Опубликовано: 21 августа 2010
http://via-midgard.info/news/article/nasledie/vera/5110-n-s-gordienko-kreshhenie-rusi-fakty-protiv-legend.html
«Повесть временных лет» утверждает, что сам Владимир крестился в захваченной им Корсуни. А в труде монаха Иакова «Память и похвала Владимиру» говорится, что город Корсунь был взят Владимиром на третий год после крещения. На этом основании многие исследователи и некоторые церковные историки считали корсунскую версию начала христианизации Древней Руси недостоверной. Однако и сторонники и противники этой версии сходятся на том, что реальным началом «крещения Руси» следует считать не корсуньское событие, то есть крещение самого князя, а обращение в новую веру киевлян, предпринятое Владимиром уже после взятая Корсуни и возвращения этого города византийцам.

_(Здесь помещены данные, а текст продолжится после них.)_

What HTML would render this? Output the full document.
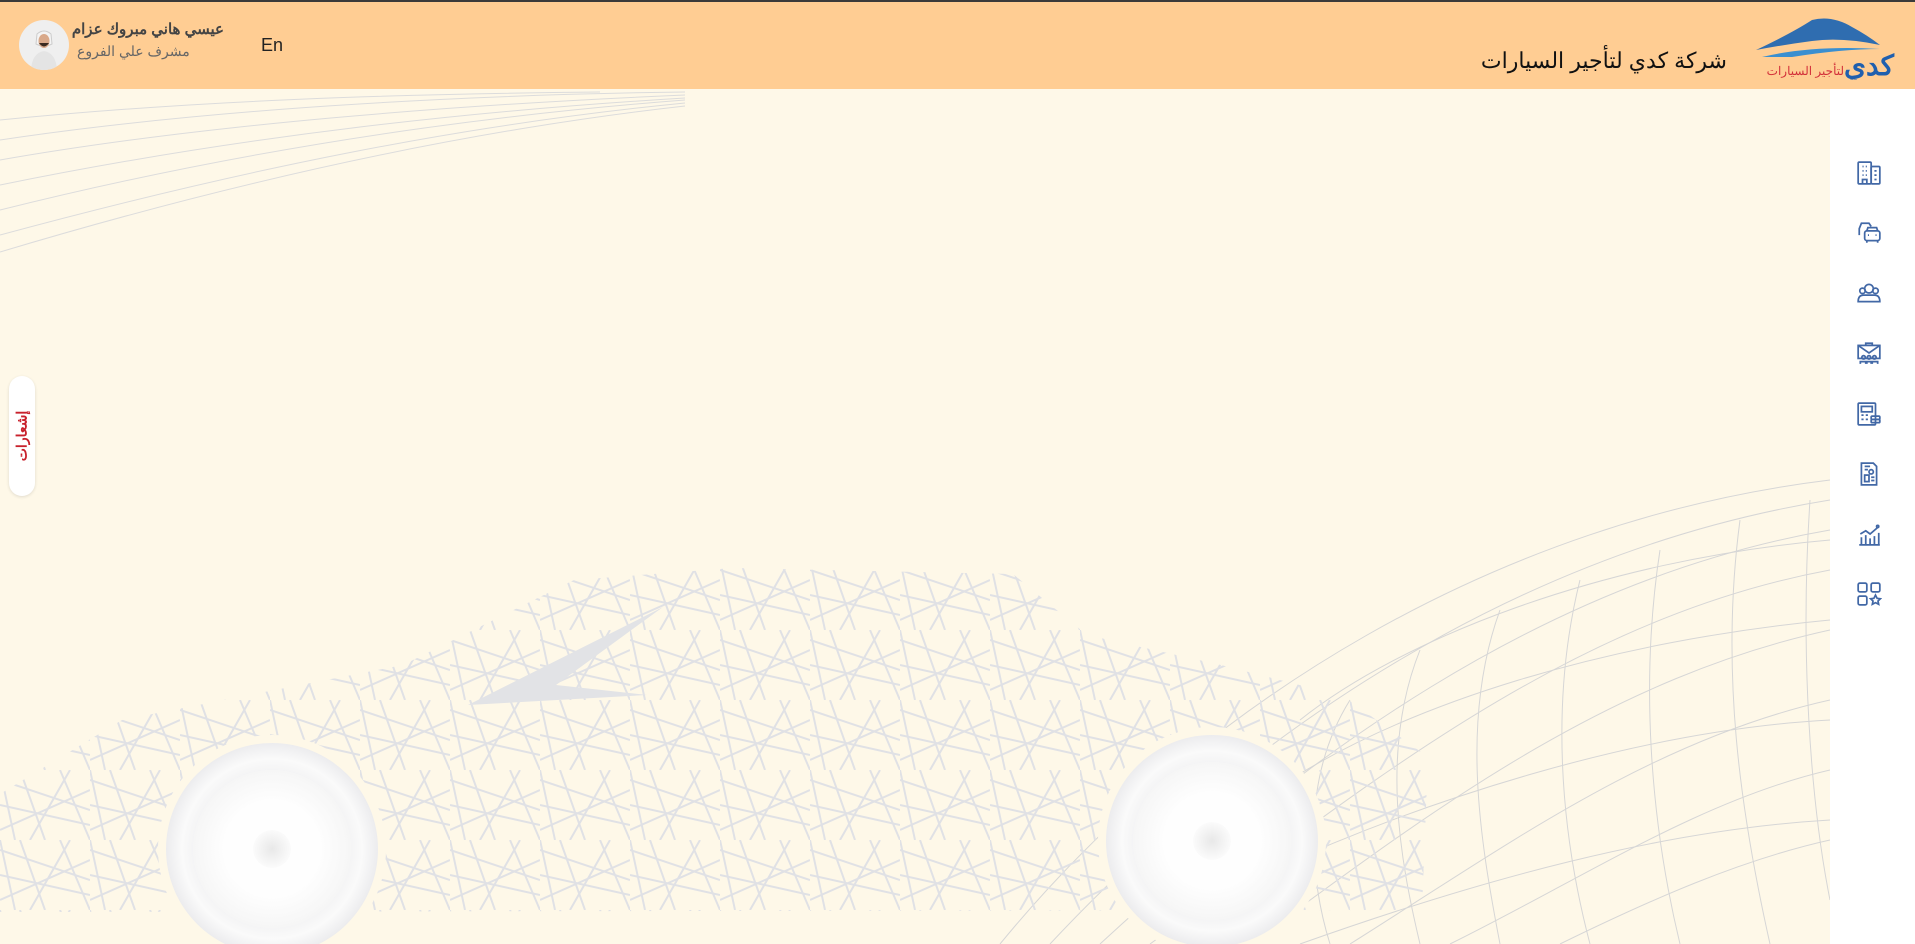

Редко кто из современных православных богословов упоминает о наличии противоречивых объяснений начала «крещения Руси», а проповедники вообще обходят эту щекотливую тему. Чаще всего излагается корсунская версия, причем преподносят ее своим слушателям и читателям как единственную и абсолютно достоверную. Между тем такой крупный и авторитетный церковный историк, как профессор Е. Е. Голубинский, решительно отвергал ее (см.: т. I, ч. I, с. 127). Не содержат древнерусские источника и сколько-нибудь детализированного описания самого процесса принятия христианства киевлянами. «Повесть временных лет» сообщает об этом моменте «крещения Руси» предельно кратко: отдав Корсунь византийцам, Владимир «вернулся в Киев. И когда пришел, повелел опрокинуть идолы, — одних изрубить, а других сжечь. Перуна же приказал привязать к хвосту коня и волочить его с горы по Боричеву извозу к Ручью, и приставил двенадцать мужей колотить его жезлами... Вчера еще был чтим людьми, а сегодня поругаем. Когда влекли Перуна по Ручью к Днепру, оплакивали его неверные, так как не приняли еще они святого крещения. И, притащив, кинули его в Днепр... Затем послал Владимир по всему городу со словами: «Если не придет кто завтра на реку — будь то богатый или бедный, или нищий, или раб — да будет мне враг». Услышав это, с радостью пошли люди, ликуя и говоря: «Если бы не было это хорошим, не приняли бы это князь наш и бояре». На следующий же день вышел Владимир с попами ца-рицыными и корсунскими на Днепр и сошлось там людей без числа. Вошли в воду и стояли там одни до шеи, другие по грудь, молодые же у берега по грудь, некоторые держали младенцев, а уже взрослые бродили, попы же совершали молитвы, стоя на месте. И была видна радость на небе и на земле по поводу стольких спасаемых душ» (с. 279-280).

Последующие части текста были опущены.